Sensex conquers all challenges in its journey to 50,000
From the start of 1990 and ahead, we saw liberalisation, reforms, and ease of doing business. All these measures certainly helped, but the Sensex journey from 1000 to 50,000 was certainly not a cakewalk by any means. There were several challenges in the way from 1990 to 2021.
Some of these include the Harshad Mehta Scam (1992), Asian Financial Crisis (1996-97), Kargil War (1999), Dot-com bubble burst (2000), terrorist attack on the World Trade Center (2001), NDA Government fall (2004), sub-prime crisis (2008), Oil price rise (2011), European debt crisis (2012), demonetisation (2016), Covid-19 (2020), etc. Each of these big events led to a big fall in the Sensex.
Every couple of years, there was a new big shock for the Sensex and markets overall. With every shock, the markets pulled back, although temporarily. But, after some consolidation, the markets not only absorbed a lot of shocks, but bounced back with an even higher force and not just conquered previous highs, but went on to make new highs, milestone after milestone.
(Source: BSE India Twitter handle @BSEIndia)
The above chart represents the dream run of the Sensex from 100 to 50,000 capturing some of the biggest rises and falls in the Sensex during this dream run.

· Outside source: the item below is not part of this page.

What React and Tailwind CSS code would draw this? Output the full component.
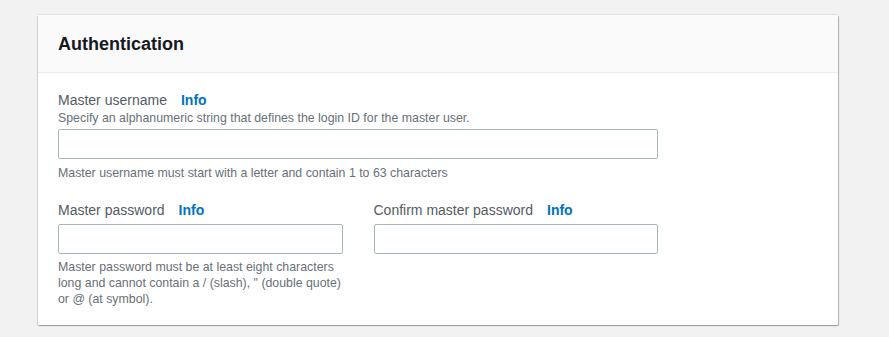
export default function App() {
    return (
        <div className="min-h-[337px] bg-[#f2f2f2] pt-[15px] pl-[38px] pr-[51px] font-['Liberation_Sans',Arial,sans-serif]">
            <div className="w-[800px] bg-white rounded-[1px] shadow-[1px_1px_1px_0_rgba(0,28,36,0.3),-1px_1px_1px_0_rgba(0,28,36,0.15),0_-1px_1px_0_rgba(0,28,36,0.08)]">
                {/* Header */}
                <div className="h-[58px] bg-[#fafafa] border-b border-[#eaeded] px-[20px] flex items-center">
                    <h2 className="text-[18px] font-bold text-[#16191f] leading-[22px]">
                        Authentication
                    </h2>
                </div>

                {/* Body */}
                <div className="px-[20px] pt-[17px] pb-[18px]">
                    <div className="w-[600px]">
                        <div className="flex items-center gap-[14px] text-[14px] leading-[20px]">
                            <span className="text-[#545b64]">Master username</span>
                            <span className="text-[#0073bb] font-bold">Info</span>
                        </div>
                        <p className="text-[12.35px] leading-[16px] text-[#687078]">
                            Specify an alphanumeric string that defines the login ID for the master user.
                        </p>
                        <input
                            type="text"
                            className="mt-[3px] block w-full h-[30px] border border-[#aab7b8] rounded-[2px] bg-white"
                        />
                        <p className="mt-[6px] text-[12.35px] leading-[16px] text-[#687078]">
                            Master username must start with a letter and contain 1 to 63 characters
                        </p>
                    </div>

                    <div className="mt-[19px] w-[600px] grid grid-cols-2 gap-x-[31px]">
                        <div>
                            <div className="flex items-center gap-[14px] text-[14px] leading-[20px]">
                                <span className="text-[#545b64]">Master password</span>
                                <span className="text-[#0073bb] font-bold">Info</span>
                            </div>
                            <input
                                type="password"
                                className="mt-[4px] block w-full h-[30px] border border-[#aab7b8] rounded-[2px] bg-white"
                            />
                            <p className="mt-[5px] text-[12.35px] leading-[16px] text-[#687078]">
                                Master password must be at least eight characters long and cannot contain a / (slash), " (double quote) or @ (at symbol).
                            </p>
                        </div>
                        <div>
                            <div className="flex items-center gap-[14px] text-[14px] leading-[20px]">
                                <span className="text-[#545b64]">Confirm master password</span>
                                <span className="text-[#0073bb] font-bold">Info</span>
                            </div>
                            <input
                                type="password"
                                className="mt-[4px] block w-full h-[30px] border border-[#aab7b8] rounded-[2px] bg-white"
                            />
                        </div>
                    </div>
                </div>
            </div>
        </div>
    );
}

Although there were many challenges in the way, Sensex conquered them all and rewarded its investors for staying invested.
Sensex 50,000: Message to investors
The Sensex at the 50,000 level is sending a very clear message to investors. Those who invested through regular SIP with discipline and waited patiently for their money to grow benefitted from the power of compounding. The message that investors can take away from the Sensex journey of 100 to 50,000 is that you should do goal planning, risk assessment, asset allocation, and invest for the long-term to create wealth.
In 1990, the Sensex hit the four-digit mark of 1000. In the next 30 years, it grew 50 times to reach 50,000, growing at a CAGR of around 14%. If someone invested Rs. 1,20,000 per annum (Rs. 10,000 per month) in Sensex companies during these 30 years, his/her total investment of Rs. 36 lakhs would be worth a huge Rs. 4.88 crores growing at a CAGR of 14%. Thus, it makes sense to invest regularly through systematic investment plan (SIP) mode in an index fund with the Sensex as an underlying to benefit from the next phase of the Sensex growth journey from 50,000 to 1,00,000 in the times to come.
Sensex scales Mount 50K in January 2021
In March 2020, the Covid-19 virus started spreading in India, leading to the Central Government announcing a countrywide lockdown. This sent shivers down the stock markets, leading to a brutal sell-off and the Sensex falling all the way down to levels of around 25,000. At that time, no one, even in the wildest of their dreams would have thought that in less than a year, the Sensex would double from there to reach levels of 50,000. But, in the second half of 2020, the market surprised everybody by recovering all its early losses and going on to make new highs, and finally hitting the magic figure of 50,000 on 21st January . If someone says: “The year 2020 was volatile for capital markets”, it would be a big understatement!